* CHALLENGE *
Give an exact transcription of every line, dropping the images.

>> Begin RECORDS TO PROCESS

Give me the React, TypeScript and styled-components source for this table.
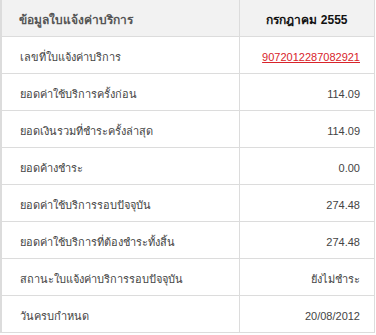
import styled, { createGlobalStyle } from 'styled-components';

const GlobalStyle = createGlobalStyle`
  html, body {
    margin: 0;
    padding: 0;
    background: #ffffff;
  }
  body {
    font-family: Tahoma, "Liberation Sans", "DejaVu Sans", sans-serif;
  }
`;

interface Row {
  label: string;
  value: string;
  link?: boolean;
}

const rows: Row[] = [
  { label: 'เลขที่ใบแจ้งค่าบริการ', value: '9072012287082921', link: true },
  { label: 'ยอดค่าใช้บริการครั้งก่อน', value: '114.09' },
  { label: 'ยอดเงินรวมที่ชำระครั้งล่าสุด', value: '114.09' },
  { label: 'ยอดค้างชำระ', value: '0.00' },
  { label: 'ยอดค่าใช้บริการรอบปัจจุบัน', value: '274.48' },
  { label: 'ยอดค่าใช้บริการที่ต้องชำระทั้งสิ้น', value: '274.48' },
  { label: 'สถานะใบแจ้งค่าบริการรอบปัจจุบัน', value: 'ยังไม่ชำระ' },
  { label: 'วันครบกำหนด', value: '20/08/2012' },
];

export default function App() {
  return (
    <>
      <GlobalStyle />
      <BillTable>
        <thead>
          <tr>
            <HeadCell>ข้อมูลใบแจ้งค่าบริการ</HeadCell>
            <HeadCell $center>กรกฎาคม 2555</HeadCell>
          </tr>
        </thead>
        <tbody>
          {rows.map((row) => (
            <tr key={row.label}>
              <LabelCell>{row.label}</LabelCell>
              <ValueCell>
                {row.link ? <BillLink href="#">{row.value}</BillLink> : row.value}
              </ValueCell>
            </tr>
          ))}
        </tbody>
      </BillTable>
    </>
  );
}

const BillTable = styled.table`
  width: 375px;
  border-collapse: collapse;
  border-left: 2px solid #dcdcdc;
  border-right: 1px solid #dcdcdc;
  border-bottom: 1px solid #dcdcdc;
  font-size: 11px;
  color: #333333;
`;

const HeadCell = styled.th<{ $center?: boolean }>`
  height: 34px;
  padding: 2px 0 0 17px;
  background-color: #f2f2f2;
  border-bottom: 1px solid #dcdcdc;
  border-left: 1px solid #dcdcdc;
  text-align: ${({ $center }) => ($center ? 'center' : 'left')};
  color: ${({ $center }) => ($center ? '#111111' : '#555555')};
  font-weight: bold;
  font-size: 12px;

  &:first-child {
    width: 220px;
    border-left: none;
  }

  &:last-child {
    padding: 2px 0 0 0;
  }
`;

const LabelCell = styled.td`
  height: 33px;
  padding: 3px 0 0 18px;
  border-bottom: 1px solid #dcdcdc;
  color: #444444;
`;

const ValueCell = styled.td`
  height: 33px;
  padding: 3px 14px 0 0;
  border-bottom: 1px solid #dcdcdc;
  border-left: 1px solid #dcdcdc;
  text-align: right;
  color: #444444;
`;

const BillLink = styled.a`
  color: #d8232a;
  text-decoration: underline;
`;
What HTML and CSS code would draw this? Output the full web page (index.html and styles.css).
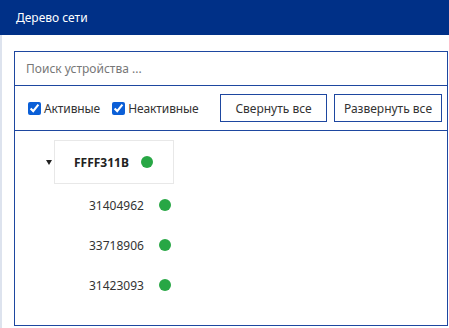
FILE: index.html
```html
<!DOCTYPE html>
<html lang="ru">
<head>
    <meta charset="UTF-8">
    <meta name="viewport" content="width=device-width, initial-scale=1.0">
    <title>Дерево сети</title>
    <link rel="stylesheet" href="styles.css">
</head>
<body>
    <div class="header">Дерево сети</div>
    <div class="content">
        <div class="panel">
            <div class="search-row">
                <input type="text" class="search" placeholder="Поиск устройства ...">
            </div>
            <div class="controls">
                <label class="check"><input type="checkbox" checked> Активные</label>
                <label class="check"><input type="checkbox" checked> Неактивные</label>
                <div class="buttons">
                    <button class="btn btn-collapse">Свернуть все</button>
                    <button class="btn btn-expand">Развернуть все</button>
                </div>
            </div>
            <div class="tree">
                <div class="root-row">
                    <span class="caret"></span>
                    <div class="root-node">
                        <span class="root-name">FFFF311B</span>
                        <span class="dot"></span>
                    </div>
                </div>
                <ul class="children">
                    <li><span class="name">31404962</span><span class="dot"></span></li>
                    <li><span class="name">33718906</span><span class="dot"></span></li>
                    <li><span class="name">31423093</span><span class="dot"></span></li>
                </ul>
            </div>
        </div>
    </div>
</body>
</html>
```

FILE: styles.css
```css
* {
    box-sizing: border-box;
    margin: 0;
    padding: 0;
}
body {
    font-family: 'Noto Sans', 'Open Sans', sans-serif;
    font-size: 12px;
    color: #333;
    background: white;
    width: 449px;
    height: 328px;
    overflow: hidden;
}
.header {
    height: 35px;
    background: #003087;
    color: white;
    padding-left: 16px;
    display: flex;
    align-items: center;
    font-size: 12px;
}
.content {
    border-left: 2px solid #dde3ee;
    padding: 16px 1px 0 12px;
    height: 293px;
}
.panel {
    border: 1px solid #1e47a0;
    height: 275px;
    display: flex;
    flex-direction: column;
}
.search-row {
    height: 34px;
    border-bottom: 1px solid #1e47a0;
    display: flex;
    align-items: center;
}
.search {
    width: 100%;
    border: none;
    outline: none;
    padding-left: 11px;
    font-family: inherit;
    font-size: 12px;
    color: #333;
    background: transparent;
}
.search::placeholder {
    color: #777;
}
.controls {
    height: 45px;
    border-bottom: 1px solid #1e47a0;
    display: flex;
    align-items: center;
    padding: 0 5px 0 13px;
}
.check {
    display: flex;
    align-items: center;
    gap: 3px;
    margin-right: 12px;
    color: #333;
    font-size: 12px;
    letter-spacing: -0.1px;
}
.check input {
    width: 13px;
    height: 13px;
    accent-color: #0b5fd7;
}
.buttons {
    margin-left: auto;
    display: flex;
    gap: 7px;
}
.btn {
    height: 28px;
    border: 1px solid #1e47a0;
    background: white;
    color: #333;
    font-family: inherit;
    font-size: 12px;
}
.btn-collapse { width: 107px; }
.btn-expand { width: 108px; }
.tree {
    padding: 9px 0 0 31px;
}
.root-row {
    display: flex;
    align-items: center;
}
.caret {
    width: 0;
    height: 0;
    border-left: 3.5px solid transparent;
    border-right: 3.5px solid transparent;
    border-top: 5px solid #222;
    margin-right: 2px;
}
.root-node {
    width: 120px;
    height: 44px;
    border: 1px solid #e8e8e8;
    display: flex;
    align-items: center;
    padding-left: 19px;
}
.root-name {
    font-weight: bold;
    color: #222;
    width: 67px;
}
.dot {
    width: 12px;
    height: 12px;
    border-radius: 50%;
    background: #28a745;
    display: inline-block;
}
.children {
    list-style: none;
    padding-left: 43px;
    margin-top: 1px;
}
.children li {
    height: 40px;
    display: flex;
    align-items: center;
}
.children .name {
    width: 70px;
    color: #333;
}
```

>> End RECORDS TO PROCESS

* EXERCISE OUTPUT *
Give me the React, TypeScript and styled-components source for this table.
import styled, { createGlobalStyle } from 'styled-components';

const GlobalStyle = createGlobalStyle`
  html, body {
    margin: 0;
    padding: 0;
    background: #ffffff;
  }
  body {
    font-family: Tahoma, "Liberation Sans", "DejaVu Sans", sans-serif;
  }
`;

interface Row {
  label: string;
  value: string;
  link?: boolean;
}

const rows: Row[] = [
  { label: 'เลขที่ใบแจ้งค่าบริการ', value: '9072012287082921', link: true },
  { label: 'ยอดค่าใช้บริการครั้งก่อน', value: '114.09' },
  { label: 'ยอดเงินรวมที่ชำระครั้งล่าสุด', value: '114.09' },
  { label: 'ยอดค้างชำระ', value: '0.00' },
  { label: 'ยอดค่าใช้บริการรอบปัจจุบัน', value: '274.48' },
  { label: 'ยอดค่าใช้บริการที่ต้องชำระทั้งสิ้น', value: '274.48' },
  { label: 'สถานะใบแจ้งค่าบริการรอบปัจจุบัน', value: 'ยังไม่ชำระ' },
  { label: 'วันครบกำหนด', value: '20/08/2012' },
];

export default function App() {
  return (
    <>
      <GlobalStyle />
      <BillTable>
        <thead>
          <tr>
            <HeadCell>ข้อมูลใบแจ้งค่าบริการ</HeadCell>
            <HeadCell $center>กรกฎาคม 2555</HeadCell>
          </tr>
        </thead>
        <tbody>
          {rows.map((row) => (
            <tr key={row.label}>
              <LabelCell>{row.label}</LabelCell>
              <ValueCell>
                {row.link ? <BillLink href="#">{row.value}</BillLink> : row.value}
              </ValueCell>
            </tr>
          ))}
        </tbody>
      </BillTable>
    </>
  );
}

const BillTable = styled.table`
  width: 375px;
  border-collapse: collapse;
  border-left: 2px solid #dcdcdc;
  border-right: 1px solid #dcdcdc;
  border-bottom: 1px solid #dcdcdc;
  font-size: 11px;
  color: #333333;
`;

const HeadCell = styled.th<{ $center?: boolean }>`
  height: 34px;
  padding: 2px 0 0 17px;
  background-color: #f2f2f2;
  border-bottom: 1px solid #dcdcdc;
  border-left: 1px solid #dcdcdc;
  text-align: ${({ $center }) => ($center ? 'center' : 'left')};
  color: ${({ $center }) => ($center ? '#111111' : '#555555')};
  font-weight: bold;
  font-size: 12px;

  &:first-child {
    width: 220px;
    border-left: none;
  }

  &:last-child {
    padding: 2px 0 0 0;
  }
`;

const LabelCell = styled.td`
  height: 33px;
  padding: 3px 0 0 18px;
  border-bottom: 1px solid #dcdcdc;
  color: #444444;
`;

const ValueCell = styled.td`
  height: 33px;
  padding: 3px 14px 0 0;
  border-bottom: 1px solid #dcdcdc;
  border-left: 1px solid #dcdcdc;
  text-align: right;
  color: #444444;
`;

const BillLink = styled.a`
  color: #d8232a;
  text-decoration: underline;
`;
What HTML and CSS code would draw this? Output the full web page (index.html and styles.css).
FILE: index.html
```html
<!DOCTYPE html>
<html lang="ru">
<head>
    <meta charset="UTF-8">
    <meta name="viewport" content="width=device-width, initial-scale=1.0">
    <title>Дерево сети</title>
    <link rel="stylesheet" href="styles.css">
</head>
<body>
    <div class="header">Дерево сети</div>
    <div class="content">
        <div class="panel">
            <div class="search-row">
                <input type="text" class="search" placeholder="Поиск устройства ...">
            </div>
            <div class="controls">
                <label class="check"><input type="checkbox" checked> Активные</label>
                <label class="check"><input type="checkbox" checked> Неактивные</label>
                <div class="buttons">
                    <button class="btn btn-collapse">Свернуть все</button>
                    <button class="btn btn-expand">Развернуть все</button>
                </div>
            </div>
            <div class="tree">
                <div class="root-row">
                    <span class="caret"></span>
                    <div class="root-node">
                        <span class="root-name">FFFF311B</span>
                        <span class="dot"></span>
                    </div>
                </div>
                <ul class="children">
                    <li><span class="name">31404962</span><span class="dot"></span></li>
                    <li><span class="name">33718906</span><span class="dot"></span></li>
                    <li><span class="name">31423093</span><span class="dot"></span></li>
                </ul>
            </div>
        </div>
    </div>
</body>
</html>
```

FILE: styles.css
```css
* {
    box-sizing: border-box;
    margin: 0;
    padding: 0;
}
body {
    font-family: 'Noto Sans', 'Open Sans', sans-serif;
    font-size: 12px;
    color: #333;
    background: white;
    width: 449px;
    height: 328px;
    overflow: hidden;
}
.header {
    height: 35px;
    background: #003087;
    color: white;
    padding-left: 16px;
    display: flex;
    align-items: center;
    font-size: 12px;
}
.content {
    border-left: 2px solid #dde3ee;
    padding: 16px 1px 0 12px;
    height: 293px;
}
.panel {
    border: 1px solid #1e47a0;
    height: 275px;
    display: flex;
    flex-direction: column;
}
.search-row {
    height: 34px;
    border-bottom: 1px solid #1e47a0;
    display: flex;
    align-items: center;
}
.search {
    width: 100%;
    border: none;
    outline: none;
    padding-left: 11px;
    font-family: inherit;
    font-size: 12px;
    color: #333;
    background: transparent;
}
.search::placeholder {
    color: #777;
}
.controls {
    height: 45px;
    border-bottom: 1px solid #1e47a0;
    display: flex;
    align-items: center;
    padding: 0 5px 0 13px;
}
.check {
    display: flex;
    align-items: center;
    gap: 3px;
    margin-right: 12px;
    color: #333;
    font-size: 12px;
    letter-spacing: -0.1px;
}
.check input {
    width: 13px;
    height: 13px;
    accent-color: #0b5fd7;
}
.buttons {
    margin-left: auto;
    display: flex;
    gap: 7px;
}
.btn {
    height: 28px;
    border: 1px solid #1e47a0;
    background: white;
    color: #333;
    font-family: inherit;
    font-size: 12px;
}
.btn-collapse { width: 107px; }
.btn-expand { width: 108px; }
.tree {
    padding: 9px 0 0 31px;
}
.root-row {
    display: flex;
    align-items: center;
}
.caret {
    width: 0;
    height: 0;
    border-left: 3.5px solid transparent;
    border-right: 3.5px solid transparent;
    border-top: 5px solid #222;
    margin-right: 2px;
}
.root-node {
    width: 120px;
    height: 44px;
    border: 1px solid #e8e8e8;
    display: flex;
    align-items: center;
    padding-left: 19px;
}
.root-name {
    font-weight: bold;
    color: #222;
    width: 67px;
}
.dot {
    width: 12px;
    height: 12px;
    border-radius: 50%;
    background: #28a745;
    display: inline-block;
}
.children {
    list-style: none;
    padding-left: 43px;
    margin-top: 1px;
}
.children li {
    height: 40px;
    display: flex;
    align-items: center;
}
.children .name {
    width: 70px;
    color: #333;
}
```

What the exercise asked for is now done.